Jakarta: Kementerian Perindustrian menyatakan nilai investasi pabrik AirTag
Apple di Batam belum tentu mencapai USD1 miliar.
Seperti diketahui, Apple berencana membangun pabrik di Batam untuk produksi AirTag, aksesoris iPhone dengan nilai investasi sebesar USD1 miliar. Pabrik tersebut diperkirakan bisa memasok sekitar 60 persen kebutuhan AirTag global dan berproduksi mulai 2026. Fasilitas produksi itu diperkirakan akan menyerap tenaga kerja sekitar 2.000 orang.
"Berdasarkan assessment teknokratis kami, nilai riil investasi pabrik AirTag Apple di Batam hanya USD200 juta. Nilai ini tentu jauh lebih kecil dibandingkan dengan nilai investasi USD1 miliar dalam proposal yang disampaikan Apple kepada kami," ujar Juru Bicara Kementerian Perindustrian Febri Hendri Antoni Arif dikutip dari siaran pers, Kamis, 23 Januari 2025.
Berdasarkan perhitungan teknokratis Kemenperin, komponen proyeksi nilai ekspor dan biaya pembelian bahan baku tidak dapat dimasukkan sebagai capex (capital expenditure) investasi.
Nilai investasi diukur hanya dari capex, yang terdiri dari pembelian lahan, bangunan, dan mesin/teknologi. Dengan masuknya proyeksi nilai ekspor dan pembelian bahan baku dalam investasi oleh pihak Apple, seakan-akan melambungkan nilai investasi lebih tinggi sampai USD1 miliar, padahal riil nya hanya USD200 juta.
"Jika nilai investasi Apple sebesar USD1 miliar itu benar-benar untuk capex, seperti pembelian tanah, bangunan, dan mesin/teknologi, tentu lebih baik lagi.

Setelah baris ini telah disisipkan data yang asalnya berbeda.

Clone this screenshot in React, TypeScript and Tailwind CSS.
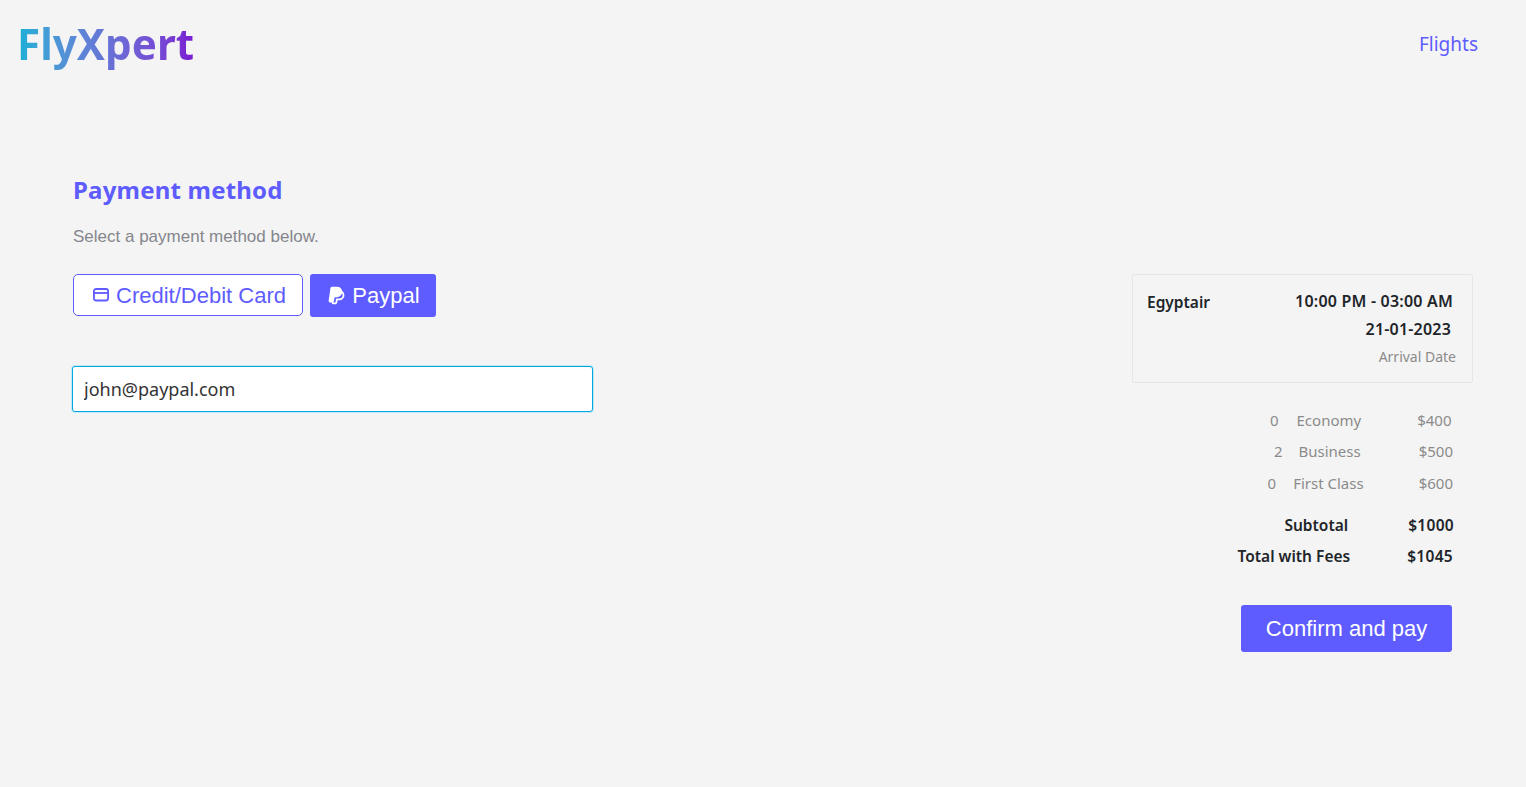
import { TbBrandPaypalFilled } from 'react-icons/tb'

const fare = [
  { count: '0', label: 'Economy', price: '$400', row: 'h-[31px] pr-[21.5px]', gap: 'gap-[18px]', priceGap: 'ml-[56px]' },
  { count: '2', label: 'Business', price: '$500', row: 'h-[31px] pr-[20px]', gap: 'gap-[16px]', priceGap: 'ml-[58px]' },
  { count: '0', label: 'First Class', price: '$600', row: 'h-[32px] pr-[20px]', gap: 'gap-[17px]', priceGap: 'ml-[55px]' },
]

function CardIcon() {
  return (
    <svg width="16" height="14" viewBox="0 0 16 14" fill="none" stroke="#5e5cff" strokeWidth="1.8" className="shrink-0">
      <rect x="0.9" y="1" width="14.2" height="11.5" rx="2.2" />
      <path d="M0.9 5h14.2" />
    </svg>
  )
}

export default function App() {
  return (
    <div className="min-h-screen bg-[#f4f4f4] font-['Noto_Sans',sans-serif] text-[#212529]">
      <header className="flex h-[88px] items-center justify-between pl-[17px] pr-[48px]">
        <span className="bg-gradient-to-r from-[#0fb0d6] to-[#7a1ad2] bg-clip-text text-[42.2px] font-bold leading-[58px] text-transparent">
          FlyXpert
        </span>
        <a className="text-[19px] text-[#5e5cff]">Flights</a>
      </header>

      <main className="flex items-start justify-between pl-[73px] pr-[53px] pt-[85px]">
        <section className="w-[520px]">
          <h1 className="text-[24px] font-bold leading-[33px] tracking-[0.2px] text-[#5e5cff]">Payment method</h1>
          <p className="mt-[21px] font-['Liberation_Sans',sans-serif] text-[17px] leading-[20px] text-[#85868c]">
            Select a payment method below.
          </p>
          <div className="mt-[27px] flex items-start gap-[7px] font-['Liberation_Sans',sans-serif] text-[22px]">
            <button className="flex h-[42px] w-[230px] items-center justify-center gap-[7px] rounded-[5px] border border-[#5e5cff] bg-white pl-[3px] text-[#5e5cff]">
              <CardIcon />
              Credit/Debit Card
            </button>
            <button className="flex h-[43px] w-[126px] items-center justify-center gap-[5px] rounded-[3px] bg-[#5e5cff] text-white">
              <TbBrandPaypalFilled size={21} />
              Paypal
            </button>
          </div>
          <input
            readOnly
            value="john@paypal.com"
            className="-ml-px mt-[49px] h-[46px] w-[521px] rounded-[3px] border-[1.5px] border-[#00a8e0] bg-white px-[11px] text-[18px] text-[#333] outline-none ring-1 ring-[#c4e9f6]"
          />
        </section>

        <aside className="mt-[101px] w-[341px] text-[15px]">
          <div className="h-[109px] rounded-[2px] border border-[#e6e6e6] pl-[14px] pr-[16px] pt-[13px]">
            <div className="flex items-start justify-between pr-[3px] font-semibold">
              <span className="mt-[2px] text-[15.5px] leading-[24px]">Egyptair</span>
              <span className="mt-[1px] text-[16px] leading-[24px] tracking-[0.2px]">10:00 PM - 03:00 AM</span>
            </div>
            <p className="mr-[5px] mt-[3px] text-right text-[16px] font-semibold leading-[24px] tracking-[0.2px]">21-01-2023</p>
            <p className="mt-[4px] text-right text-[14px] leading-[24px] text-[#8b8b8b]">Arrival Date</p>
          </div>

          <div className="mt-[22px] text-[#8b8b8b]">
            {fare.map(f => (
              <div key={f.label} className={`flex items-center justify-end ${f.row}`}>
                <div className={`flex ${f.gap}`}>
                  <span>{f.count}</span>
                  <span>{f.label}</span>
                </div>
                <span className={f.priceGap}>{f.price}</span>
              </div>
            ))}
          </div>

          <div className="mt-[11px] text-[15.5px] font-semibold">
            <div className="flex h-[31px] items-center justify-end pr-[19px]">
              <span>Subtotal</span>
              <span className="ml-[60px] tracking-[0.3px]">$1000</span>
            </div>
            <div className="flex h-[31px] items-center justify-end pr-[20px]">
              <span>Total with Fees</span>
              <span className="ml-[57px] tracking-[0.3px]">$1045</span>
            </div>
          </div>

          <div className="mt-[33px] flex justify-end pr-[21px]">
            <button className="h-[47px] w-[211px] rounded-[3px] bg-[#5e5cff] font-['Liberation_Sans',sans-serif] text-[22px] text-white">
              Confirm and pay
            </button>
          </div>
        </aside>
      </main>
    </div>
  )
}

Bayangkan jumlah tenaga kerja yang bisa terserap dengan angka investasi USD1 miliar, tentu akan sangat besar sekali," ujar Febri.
Ia memaparkan, dalam negosiasi pada 7 Januari 2025 tersebut, pihak Apple menanyakan apakah proyeksi nilai ekspor dan pembelian bahan baku masuk dalam capex.

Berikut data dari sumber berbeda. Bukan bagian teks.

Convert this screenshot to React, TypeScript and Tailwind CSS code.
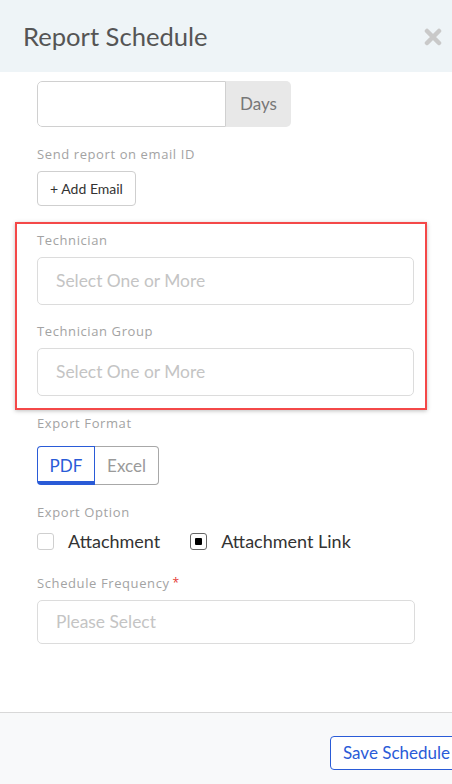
import React from 'react';

const font = { fontFamily: 'Lato, "Noto Sans", sans-serif' };

function Label({ children, required }: { children: React.ReactNode; required?: boolean }) {
  return (
    <div className="font-['Open_Sans',sans-serif] text-[13px] leading-[18px] tracking-[0.6px] text-[#a3a3a3]">
      {children}
      {required && <span className="ml-[3px] align-top text-[12px] text-[#e53935]">*</span>}
    </div>
  );
}

function SelectBox({ placeholder, h = 'h-[48px]' }: { placeholder: string; h?: string }) {
  return (
    <div className={`${h} flex items-center rounded-[5px] border border-[#dcdcdc] bg-white pl-[18px] text-[17.4px] text-[#c4c4c4]`}>
      {placeholder}
    </div>
  );
}

export default function App() {
  return (
    <div className="relative h-[784px] w-[452px] overflow-hidden bg-white" style={font}>
      <div className="flex h-full flex-col">
        {/* Header */}
        <div className="flex h-[72px] shrink-0 items-center justify-between bg-[#eef4f7] pl-[23px] pr-[10px]">
          <h1 className="text-[25.6px] font-normal text-[#555]">Report Schedule</h1>
          <svg width="18" height="18" viewBox="0 0 18 18" className="mt-[1px]">
            <path d="M3 3 L15 15 M15 3 L3 15" stroke="#c9c9c9" strokeWidth="4.5" strokeLinecap="round" />
          </svg>
        </div>

        {/* Body */}
        <div className="flex-1 px-[37px] pt-[9px]">
          <div className="flex h-[46px] w-[254px] overflow-hidden rounded-[5px]">
            <div className="flex-1 rounded-l-[5px] border border-[#d0d0d0]" />
            <div className="flex w-[65px] items-center justify-center bg-[#e8e8e8] text-[17px] text-[#777]">Days</div>
          </div>

          <div className="mt-[18px]">
            <Label>Send report on email ID</Label>
          </div>
          <button className="mt-[8px] h-[35px] w-[99px] rounded-[4px] border border-[#cfcfcf] bg-white text-[14px] text-[#333]">
            + Add Email
          </button>

          {/* highlighted group */}
          <div className="-ml-[22px] -mr-[12px] mt-[16px] border-2 border-[#f44848] pb-[12px] pl-[20px] pr-[11px] pt-[7px] shadow-[0_1px_4px_rgba(0,0,0,0.25)]">
            <Label>Technician</Label>
            <div className="mt-[8px]">
              <SelectBox placeholder="Select One or More" />
            </div>
            <div className="mt-[17px]">
              <Label>Technician Group</Label>
            </div>
            <div className="mt-[8px]">
              <SelectBox placeholder="Select One or More" />
            </div>
          </div>

          <div className="mt-[4px]">
            <Label>Export Format</Label>
          </div>
          <div className="mt-[14px] flex h-[39px] w-[122px]">
            <div className="flex w-[58px] items-center justify-center rounded-l-[4px] border border-b-[4px] border-[#2a5bd7] pt-[3px] text-[17px] text-[#2a5bd7]">
              PDF
            </div>
            <div className="flex flex-1 items-center justify-center rounded-r-[4px] border border-l-0 border-[#a8a8a8] text-[17px] text-[#9a9a9a]">
              Excel
            </div>
          </div>

          <div className="mt-[18px]">
            <Label>Export Option</Label>
          </div>
          <div className="mt-[8px] flex h-[24px] items-center text-[18px] text-[#333]">
            <span className="h-[17px] w-[17px] rounded-[3px] border border-[#cfcfcf]" />
            <span className="ml-[14px]">Attachment</span>
            <span className="ml-[30px] flex h-[17px] w-[17px] items-center justify-center rounded-[3px] border border-[#666]">
              <span className="h-[7px] w-[7px] rounded-[1px] bg-black" />
            </span>
            <span className="ml-[14px]">Attachment Link</span>
          </div>

          <div className="mt-[21px]">
            <Label required>Schedule Frequency</Label>
          </div>
          <div className="mt-[8px]">
            <SelectBox placeholder="Please Select" h="h-[44px]" />
          </div>
        </div>

        {/* Footer */}
        <div className="h-[72px] shrink-0 border-t border-[#d8d8d8] bg-[#f8f9fa] pt-[23px]">
          <button className="ml-[330px] h-[34px] whitespace-nowrap rounded-[4px] border border-[#2a5bd7] bg-white px-[12px] text-[17px] text-[#2a5bd7]">
            Save Schedule
          </button>
        </div>
      </div>
    </div>
  );
}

Tim negosiasi Kemenperin dengan tegas menyatakan dua variabel tersebut bukan merupakan bagian dari capex. Adapun pengukuran capex menggunakan tiga variabel, yakni pembelian lahan, bangunan, dan mesin/teknologi produksi.
Gedung Kementerian Perindustrian. Foto: BBK
Sanksi untuk Apple
Sementara itu, investasi Apple pada periode 2020-2023 juga belum sepenuhnya mematuhi Permenperin Nomor 29 Tahun 2017, yang telah memberikan fasilitas bagi Apple untuk menjual produknya di Indonesia.
Apple terbukti dan mengakui mereka masih punya utang komitmen investasi senilai USD10 juta pada periode 2020-2023 yang jatuh tempo pada Juni 2023. Berdasarkan Permenperin tersebut, ketidakpatuhan dapat menyebabkan Apple dikenai sanksi penambahan modal investasi baru, pembekuan sertifikat TKDN HKT, bahkan pencabutan sertifikat TKDN HKT yang mengakibatkan produk Apple tidak bisa diperdagangkan di Indonesia.
Febri mengatakan, dari tiga sanksi tersebut, Kemenperin memilih sanksi paling ringan, yaitu penambahan modal investasi skema tiga pada proposal periode 2024-2026. Sanksi ini juga telah disampaikan dalam counter proposal Kemenperin dalam negosiasi dengan Apple.
Febri juga mengatakan, Kemenperin menjatuhkan sanksi yang paling ringan sekaligus kemudahan bisnis bagi Apple untuk segera membangun fasilitas produksi HKT nya di Indonesia.
“Tapi, jika Apple belum patuh juga kami pertimbangkan sanksi lebih berat lagi,” ucap Febri.
Sayangnya, sampai saat ini Kemenperin belum menerima revisi proposal dari Apple, dengan alasan masih memerlukan waktu untuk merevisi proposal tersebut.
Kemenperin belum bisa mengeluarkan sertifikat TKDN bagi produk HKT Apple terutama iPhone 16 series. Akibatnya, TPP (Tanda Pengenal Produk) semua produk HKT Apple juga belum bisa diterbitkan. Dengan demikian, sehingga semua produk HKT Apple belum bisa diperdagangkan di Indonesia, termasuk iPhone 16 series.